Irish Bee Conservation Project
- Nickname: IBCP
- Formation: 2019; 7 years ago
- Registration no.: 20206199
- Legal status: Registered charity
- Purpose: Bee conservation
- Region served: Ireland
- Website: www.ibcp.ie

= Irish Bee Conservation Project =

Bee conservation charity in Ireland

The Irish Bee Conservation Project is a charitable organisation in Ireland that seeks to conserve all native Irish bee species. It has four "pillars of support" in its work: providing habitats, increasing biodiversity, holding education events and performing research into the decline of bee species.

==History==

The Irish Bee Conservation Project (IBCP) grew out of a research project looking at honeybees and the Varroa mite and was formed in 2019 as a not for profit private company limited by guarantee. That same year it designed and installed its first honeybee "lodges" in Fota Wildlife Park, County Cork.

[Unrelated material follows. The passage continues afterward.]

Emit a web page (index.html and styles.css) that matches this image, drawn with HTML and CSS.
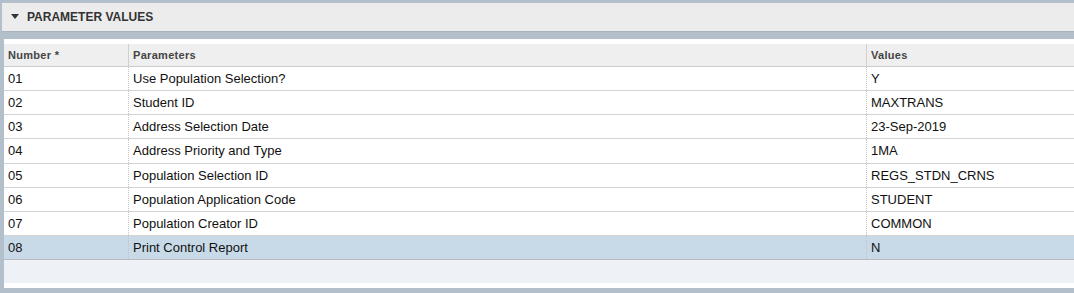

In 2021, the IBCP registered as a charity with the Irish Charities Regulator.

==Projects==
The charity developed and installed a pollinator trail, in conjunction with the Office of Public Works, at Fota Gardens. Opened in 2021, the walking trail consists of a series of 12 stations with QR codes which provide links to information about the gardens, bees and other pollinators.

Other projects by the IBCP include the installation of 24 wild bee lodges at Lough Gur, County Limerick. These lodges are designed to replace lost natural habitats. Since 2020, it has been helping Randal Plunkett, 21st Baron of Dunsany with the rewilding of the Dunsany Estate in County Meath by providing advice and bee lodges.

In 2022, the charity hosted a free educational event at the South East Technological University's Bealtaine Living Earth Festival. The charity also has an apiary holding native honeybees, where it performs breeding and commenced a research project into varroa mite tolerance.